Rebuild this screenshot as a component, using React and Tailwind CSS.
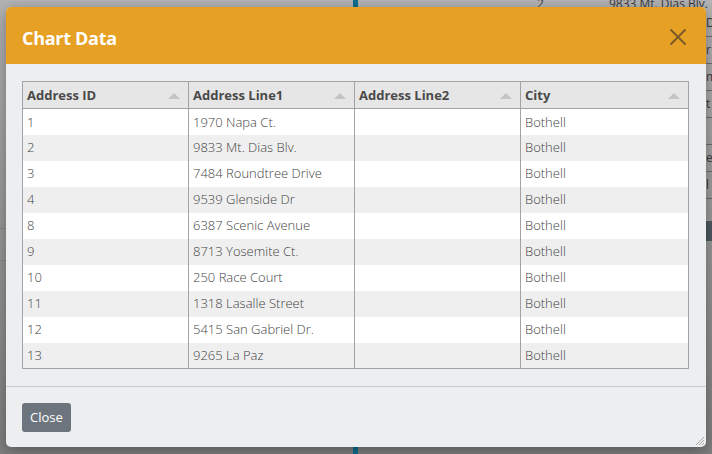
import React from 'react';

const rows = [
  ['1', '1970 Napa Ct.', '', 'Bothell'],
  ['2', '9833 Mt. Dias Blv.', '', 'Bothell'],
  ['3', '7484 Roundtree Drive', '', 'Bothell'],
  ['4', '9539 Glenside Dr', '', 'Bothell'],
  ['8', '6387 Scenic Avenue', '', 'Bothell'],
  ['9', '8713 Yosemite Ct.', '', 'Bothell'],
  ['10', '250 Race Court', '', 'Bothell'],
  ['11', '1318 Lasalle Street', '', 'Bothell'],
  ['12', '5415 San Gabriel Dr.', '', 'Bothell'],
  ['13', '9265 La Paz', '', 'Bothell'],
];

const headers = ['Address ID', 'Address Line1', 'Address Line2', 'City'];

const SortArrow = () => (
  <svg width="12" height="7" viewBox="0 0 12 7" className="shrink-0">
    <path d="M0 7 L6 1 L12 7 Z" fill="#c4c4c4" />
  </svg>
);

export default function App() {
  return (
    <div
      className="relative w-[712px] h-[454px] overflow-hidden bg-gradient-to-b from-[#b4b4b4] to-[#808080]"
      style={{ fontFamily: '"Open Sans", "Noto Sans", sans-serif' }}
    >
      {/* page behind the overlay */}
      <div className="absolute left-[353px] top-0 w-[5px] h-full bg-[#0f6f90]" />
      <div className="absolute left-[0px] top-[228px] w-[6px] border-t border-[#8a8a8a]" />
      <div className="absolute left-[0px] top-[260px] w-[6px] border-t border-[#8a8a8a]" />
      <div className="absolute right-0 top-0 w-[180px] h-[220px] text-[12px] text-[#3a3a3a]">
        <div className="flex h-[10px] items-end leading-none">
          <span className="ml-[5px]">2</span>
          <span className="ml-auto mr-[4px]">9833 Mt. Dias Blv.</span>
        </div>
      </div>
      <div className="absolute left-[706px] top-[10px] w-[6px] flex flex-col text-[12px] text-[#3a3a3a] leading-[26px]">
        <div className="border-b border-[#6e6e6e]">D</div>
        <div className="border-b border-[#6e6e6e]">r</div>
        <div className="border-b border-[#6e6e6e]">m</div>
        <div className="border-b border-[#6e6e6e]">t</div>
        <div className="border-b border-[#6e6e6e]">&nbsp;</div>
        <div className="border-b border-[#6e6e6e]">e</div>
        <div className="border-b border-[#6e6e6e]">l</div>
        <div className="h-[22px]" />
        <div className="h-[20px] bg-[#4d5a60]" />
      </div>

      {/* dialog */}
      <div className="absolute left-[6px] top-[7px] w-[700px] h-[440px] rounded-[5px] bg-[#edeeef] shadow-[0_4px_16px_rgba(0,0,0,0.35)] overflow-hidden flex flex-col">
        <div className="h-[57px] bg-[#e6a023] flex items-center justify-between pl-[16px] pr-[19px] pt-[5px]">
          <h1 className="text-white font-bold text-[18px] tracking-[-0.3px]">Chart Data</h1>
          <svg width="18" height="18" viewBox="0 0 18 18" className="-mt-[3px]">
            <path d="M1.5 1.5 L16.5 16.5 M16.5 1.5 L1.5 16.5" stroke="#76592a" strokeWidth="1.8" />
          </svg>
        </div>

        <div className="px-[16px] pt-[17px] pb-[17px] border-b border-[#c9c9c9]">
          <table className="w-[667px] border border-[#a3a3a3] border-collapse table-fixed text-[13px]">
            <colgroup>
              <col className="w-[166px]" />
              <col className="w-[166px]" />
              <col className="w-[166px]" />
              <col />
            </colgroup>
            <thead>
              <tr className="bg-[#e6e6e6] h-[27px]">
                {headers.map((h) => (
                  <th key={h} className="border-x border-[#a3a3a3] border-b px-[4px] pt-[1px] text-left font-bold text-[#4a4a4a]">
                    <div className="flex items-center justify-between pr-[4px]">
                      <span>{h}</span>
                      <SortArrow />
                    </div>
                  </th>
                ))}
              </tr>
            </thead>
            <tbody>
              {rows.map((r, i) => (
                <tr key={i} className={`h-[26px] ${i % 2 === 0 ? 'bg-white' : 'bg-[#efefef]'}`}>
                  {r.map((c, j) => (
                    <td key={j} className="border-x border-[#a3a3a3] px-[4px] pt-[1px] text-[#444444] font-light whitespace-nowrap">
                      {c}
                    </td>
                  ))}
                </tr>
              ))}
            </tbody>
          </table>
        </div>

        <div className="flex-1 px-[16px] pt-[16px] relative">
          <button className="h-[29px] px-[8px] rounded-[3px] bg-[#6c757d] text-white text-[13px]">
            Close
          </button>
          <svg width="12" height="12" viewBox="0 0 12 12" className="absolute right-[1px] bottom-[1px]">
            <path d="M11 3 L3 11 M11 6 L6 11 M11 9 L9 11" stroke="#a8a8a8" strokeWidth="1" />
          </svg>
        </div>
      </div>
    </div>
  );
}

→ **TASK INSTRUCTIONS**
Everything from the top line of the data down to and including the line with "const headers = ['Address" is to be copied, except the pictures.

→ **THE COMPLETED TASK**
Rebuild this screenshot as a component, using React and Tailwind CSS.
import React from 'react';

const rows = [
  ['1', '1970 Napa Ct.', '', 'Bothell'],
  ['2', '9833 Mt. Dias Blv.', '', 'Bothell'],
  ['3', '7484 Roundtree Drive', '', 'Bothell'],
  ['4', '9539 Glenside Dr', '', 'Bothell'],
  ['8', '6387 Scenic Avenue', '', 'Bothell'],
  ['9', '8713 Yosemite Ct.', '', 'Bothell'],
  ['10', '250 Race Court', '', 'Bothell'],
  ['11', '1318 Lasalle Street', '', 'Bothell'],
  ['12', '5415 San Gabriel Dr.', '', 'Bothell'],
  ['13', '9265 La Paz', '', 'Bothell'],
];

const headers = ['Address ID', 'Address Line1', 'Address Line2', 'City'];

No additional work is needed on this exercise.